MATERIAL PROVIDED >>
========================

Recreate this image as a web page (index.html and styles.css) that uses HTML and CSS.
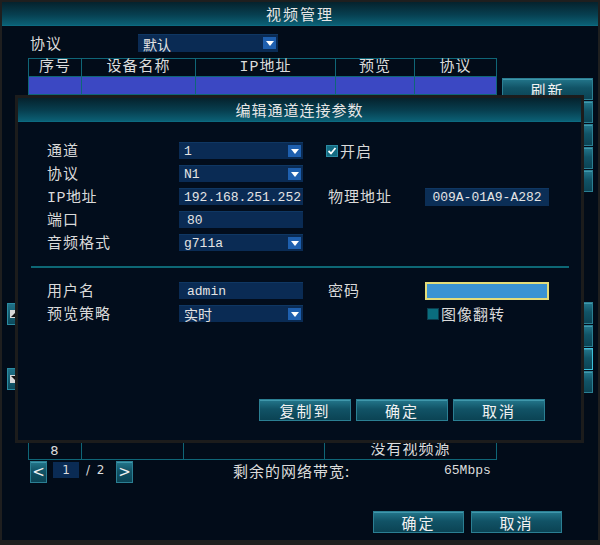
FILE: index.html
```html
<!DOCTYPE html>
<html lang="zh">
<head>
<meta charset="utf-8">
<title>视频管理</title>
<link rel="stylesheet" href="styles.css">
</head>
<body>
<div class="win">
  <div class="titlebar">视频管理</div>
  <div class="proto-row">
    <span class="lbl top-lbl">协议</span>
    <div class="field select w140"><span>默认</span><i class="arrow"></i></div>
  </div>
  <div class="middle">
    <div class="gutter">
      <div class="scroll-btn first"><svg width="8" height="8" viewBox="0 0 8 8"><rect width="8" height="8" fill="#d8d8d8"/><path d="M1 7 L7 7 L7 1 Z" fill="#111"/></svg></div>
      <div class="scroll-btn second"><svg width="8" height="8" viewBox="0 0 8 8"><rect width="8" height="8" fill="#d8d8d8"/><path d="M1 1 L7 1 L7 7 Z" fill="#111"/></svg></div>
    </div>
    <div class="tables">
      <div class="tbl t1">
        <div class="row head"><div>序号</div><div>设备名称</div><div>IP地址</div><div>预览</div><div>协议</div></div>
        <div class="row sel"><div></div><div></div><div></div><div></div><div></div></div>
        <div class="row"><div></div><div></div><div></div><div></div><div></div></div>
        <div class="row"><div></div><div></div><div></div><div></div><div></div></div>
        <div class="row"><div></div><div></div><div></div><div></div><div></div></div>
        <div class="row"><div></div><div></div><div></div><div></div><div></div></div>
        <div class="row"><div></div><div></div><div></div><div></div><div></div></div>
        <div class="row"><div></div><div></div><div></div><div></div><div></div></div>
        <div class="row"><div></div><div></div><div></div><div></div><div></div></div>
      </div>
      <div class="tbl t2">
        <div class="row head"><div></div><div></div><div></div><div></div></div>
        <div class="row"><div></div><div></div><div></div><div></div></div>
        <div class="row"><div></div><div></div><div></div><div></div></div>
        <div class="row"><div></div><div></div><div></div><div></div></div>
        <div class="row"><div></div><div></div><div></div><div></div></div>
        <div class="row"><div></div><div></div><div></div><div></div></div>
        <div class="row"><div></div><div></div><div></div><div></div></div>
        <div class="row"><div></div><div></div><div></div><div></div></div>
        <div class="row"><div>8</div><div></div><div></div><div>没有视频源</div></div>
      </div>
      <div class="pager">
        <div class="btn page-btn">&lt;</div>
        <div class="page-box">1</div>
        <span class="page-total">/ 2</span>
        <div class="btn page-btn">&gt;</div>
        <span class="bw-lbl">剩余的网络带宽:</span>
        <span class="bw-val">65Mbps</span>
      </div>
    </div>
    <div class="side">
      <div class="btn side-btn">刷新</div>
      <div class="btn side-btn"></div>
      <div class="btn side-btn"></div>
      <div class="btn side-btn"></div>
      <div class="btn side-btn"></div>
      <div class="btn side-btn gap-top"></div>
      <div class="btn side-btn"></div>
      <div class="btn side-btn focus"></div>
      <div class="btn side-btn"></div>
    </div>
  </div>
  <div class="footer">
    <div class="btn foot-btn">确定</div>
    <div class="btn foot-btn">取消</div>
  </div>

  <div class="dialog">
    <div class="dlg-title">编辑通道连接参数</div>
    <div class="form first-form">
      <span class="lbl">通道</span>
      <div class="field select"><span class="mono">1</span><i class="arrow"></i></div>
      <span></span>
      <div class="check-line"><i class="check on"><svg width="10" height="10" viewBox="0 0 10 10"><path d="M1.5 5 L4 7.5 L8.5 2" stroke="#fff" stroke-width="1.8" fill="none"/></svg></i><span class="lbl">开启</span></div>

      <span class="lbl">协议</span>
      <div class="field select"><span class="mono">N1</span><i class="arrow"></i></div>
      <span></span><span></span><span></span>

      <span class="lbl lbl-latin">IP地址</span>
      <div class="field"><span class="mono">192.168.251.252</span></div>
      <span></span>
      <span class="lbl lbl2">物理地址</span>
      <div class="field mac"><span class="mono">009A-01A9-A282</span></div>

      <span class="lbl">端口</span>
      <div class="field"><span class="mono pad-port">80</span></div>
      <span></span><span></span><span></span>

      <span class="lbl">音频格式</span>
      <div class="field select"><span class="mono">g711a</span><i class="arrow"></i></div>
      <span></span><span></span><span></span>
    </div>
    <div class="sep"></div>
    <div class="form second-form">
      <span class="lbl">用户名</span>
      <div class="field"><span class="mono pad-user">admin</span></div>
      <span></span>
      <span class="lbl lbl2">密码</span>
      <div class="field pwd"></div>

      <span class="lbl">预览策略</span>
      <div class="field select"><span>实时</span><i class="arrow"></i></div>
      <span></span>
      <span></span>
      <div class="check-line flip"><i class="check off"></i><span class="lbl">图像翻转</span></div>
    </div>
    <div class="dlg-buttons">
      <div class="btn dlg-btn">复制到</div>
      <div class="btn dlg-btn">确定</div>
      <div class="btn dlg-btn">取消</div>
    </div>
  </div>
</div>
</body>
</html>
```

FILE: styles.css
```css
html, body {
  margin: 0;
  padding: 0;
  background: #000;
}

body {
  font-family: "Liberation Mono", "Noto Sans CJK SC", monospace;
  color: #dcdcdc;
}

.win {
  position: relative;
  width: 600px;
  height: 545px;
  box-sizing: border-box;
  border: 2px solid #1f1f1f;
  border-bottom-width: 5px;
  background: #020c19;
  overflow: hidden;
}

.titlebar {
  height: 24px;
  line-height: 24px;
  text-align: center;
  font-family: "Noto Sans CJK SC", sans-serif;
  font-size: 15px;
  letter-spacing: 2px;
  color: #e6e6e6;
  background: linear-gradient(to bottom, #05222d 0%, #073f50 55%, #0b6075 100%);
  border-bottom: 1px solid #0c6a80;
  box-sizing: border-box;
}

.lbl {
  font-family: "Noto Sans CJK SC", sans-serif;
  font-size: 15px;
  letter-spacing: 1px;
  color: #dadada;
  white-space: nowrap;
  margin-top: -2px;
}

.lbl-latin {
  font-family: "Liberation Mono", "Noto Sans CJK SC", monospace;
  letter-spacing: 0.5px;
}

.mono {
  font-family: "Liberation Mono", monospace;
  font-size: 13px;
  letter-spacing: 0;
  color: #e4e4e4;
}

.proto-row {
  display: flex;
  align-items: center;
  margin-top: 8px;
  height: 18px;
  padding-left: 28px;
}

.top-lbl {
  width: 108px;
}

.field {
  position: relative;
  box-sizing: border-box;
  height: 17px;
  background: #0a2b54;
  border-top: 1px solid #0f3763;
  display: flex;
  align-items: center;
  padding-left: 5px;
  font-family: "Noto Sans CJK SC", sans-serif;
  font-size: 14px;
  color: #e2e2e2;
}

.w140 {
  width: 140px;
  height: 18px;
}

.arrow {
  position: absolute;
  right: 2px;
  top: 2px;
  width: 13px;
  height: 12px;
  background: #1e5fae;
  display: flex;
  align-items: center;
  justify-content: center;
}

.arrow::after {
  content: "";
  border-left: 4px solid transparent;
  border-right: 4px solid transparent;
  border-top: 5px solid #fff;
}

.middle {
  display: flex;
  margin-top: 6px;
}

.gutter {
  width: 26px;
  display: flex;
  flex-direction: column;
}

.scroll-btn {
  width: 20px;
  height: 22px;
  margin-left: 5px;
  box-sizing: border-box;
  border: 1px solid #2a8aa0;
  background: linear-gradient(#1f7187, #0c495b);
  display: flex;
  align-items: center;
  padding-left: 2px;
}

.scroll-btn.first { margin-top: 245px; }
.scroll-btn.second { margin-top: 43px; }

.tables {
  width: 469px;
  display: flex;
  flex-direction: column;
}

.tbl {
  border-left: 1px solid #0f6677;
  border-top: 1px solid #0f6677;
}

.row {
  display: grid;
  height: 18px;
}

.t1 .row { grid-template-columns: 53px 114px 140px 79px 82px; }
.t2 .row { grid-template-columns: 53px 102px 141px 172px; }

.row > div {
  box-sizing: border-box;
  border-right: 1px solid #0f6677;
  border-bottom: 1px solid #0f6677;
  text-align: center;
  font-family: "Liberation Mono", "Noto Sans CJK SC", sans-serif;
  font-size: 15px;
  line-height: 17px;
  letter-spacing: 1px;
  color: #dcdcdc;
}

.row.head { height: 18px; }
.row.sel > div { background: #3b48c3; }

.t2 { margin-top: 76px; }

.t2 .row > div:first-child {
  font-family: "DejaVu Sans", sans-serif;
  font-size: 13px;
}

.pager {
  display: flex;
  align-items: center;
  margin-top: 1px;
  height: 22px;
}

.btn {
  box-sizing: border-box;
  display: flex;
  align-items: center;
  justify-content: center;
  border: 1px solid #2b7f93;
  background: linear-gradient(to bottom, #23768b 0%, #115366 45%, #0b4354 100%);
  box-shadow: inset 0 1px 0 #3f97ab;
  color: #f2f2f2;
  font-family: "Noto Sans CJK SC", sans-serif;
  font-size: 15px;
  letter-spacing: 2px;
  height: 22px;
}

.page-btn {
  width: 17px;
  font-family: "DejaVu Sans", sans-serif;
  font-size: 15px;
  letter-spacing: 0;
}

.page-btn:first-child { margin-left: 2px; }

.page-box {
  align-self: flex-start;
  margin-top: 1px;
  margin-left: 6px;
  width: 26px;
  height: 16px;
  background: #0a2b54;
  text-align: center;
  line-height: 16px;
  font-family: "DejaVu Sans", sans-serif;
  font-size: 12px;
  color: #dcdcdc;
}

.page-total {
  width: 37px;
  padding-left: 7px;
  box-sizing: border-box;
  font-family: "DejaVu Sans", sans-serif;
  font-size: 12px;
  word-spacing: 3px;
  margin-top: -4px;
}

.bw-lbl {
  margin-left: 100px;
  width: 211px;
  font-family: "Noto Sans CJK SC", sans-serif;
  font-size: 15px;
  letter-spacing: 1px;
  margin-top: -3px;
}

.bw-val {
  font-family: "Liberation Mono", monospace;
  font-size: 13px;
  margin-top: -3px;
}

.side {
  width: 91px;
  margin-left: 5px;
  margin-top: 20px;
  display: flex;
  flex-direction: column;
  gap: 1px;
}

.side-btn { width: 91px; }
.side-btn.gap-top { margin-top: 109px; }
.side-btn.focus { border-color: #3cc0dc; }

.footer {
  display: flex;
  justify-content: flex-end;
  gap: 7px;
  margin-top: 28px;
  padding-right: 36px;
}

.foot-btn { width: 91px; }

.dialog {
  position: absolute;
  left: 13px;
  top: 93px;
  width: 569px;
  height: 348px;
  box-sizing: border-box;
  border: 3px solid #1c1c1c;
  background: #020d1c;
  display: flex;
  flex-direction: column;
}

.dlg-title {
  height: 24px;
  line-height: 24px;
  flex: none;
  text-align: center;
  font-family: "Noto Sans CJK SC", sans-serif;
  font-size: 15px;
  letter-spacing: 1px;
  color: #e6e6e6;
  background: linear-gradient(to bottom, #05222d 0%, #073f50 55%, #0b6075 100%);
  border-bottom: 1px solid #0c6a80;
  box-sizing: border-box;
}

.form {
  display: grid;
  grid-template-columns: 132px 124px 23px 99px 124px;
  grid-auto-rows: 23px;
  align-items: center;
  padding-left: 29px;
}

.first-form { margin-top: 17px; }
.second-form { margin-top: 11px; }

.lbl2 { padding-left: 2px; }

.check-line {
  display: flex;
  align-items: center;
  gap: 2px;
  grid-column: span 2;
}

.check-line .lbl { margin-top: 0; }

.check {
  box-sizing: border-box;
  width: 12px;
  height: 12px;
  display: flex;
  align-items: center;
  justify-content: center;
}

.check.on {
  background: #136b82;
  border: 1px solid #2b8aa2;
}

.check.off {
  background: #0a6d7e;
  border: 1px solid #0b3e4e;
}

.check-line.flip {
  padding-left: 2px;
  grid-column: auto;
}

.mac {
  height: 18px;
  justify-content: center;
  padding-left: 0;
  background: #0b2e56;
}

.pad-port { padding-left: 3px; }
.pad-user { padding-left: 3px; }

.pwd {
  height: 18px;
  background: #3b93d2;
  border: 2px solid #e4dc78;
}

.sep {
  height: 2px;
  margin: 12px 12px 0 13px;
  background: #0d6775;
}

.dlg-buttons {
  display: flex;
  justify-content: flex-end;
  gap: 5px;
  margin-top: 74px;
  padding-right: 36px;
}

.dlg-btn { width: 92px; }
```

========================

WHAT YOU HAVE TO DO >> Using the listing above, return all lines where the word "styles" occurs.

EXERCISE ANSWER >>
Recreate this image as a web page (index.html and styles.css) that uses HTML and CSS.
<link rel="stylesheet" href="styles.css">
FILE: styles.css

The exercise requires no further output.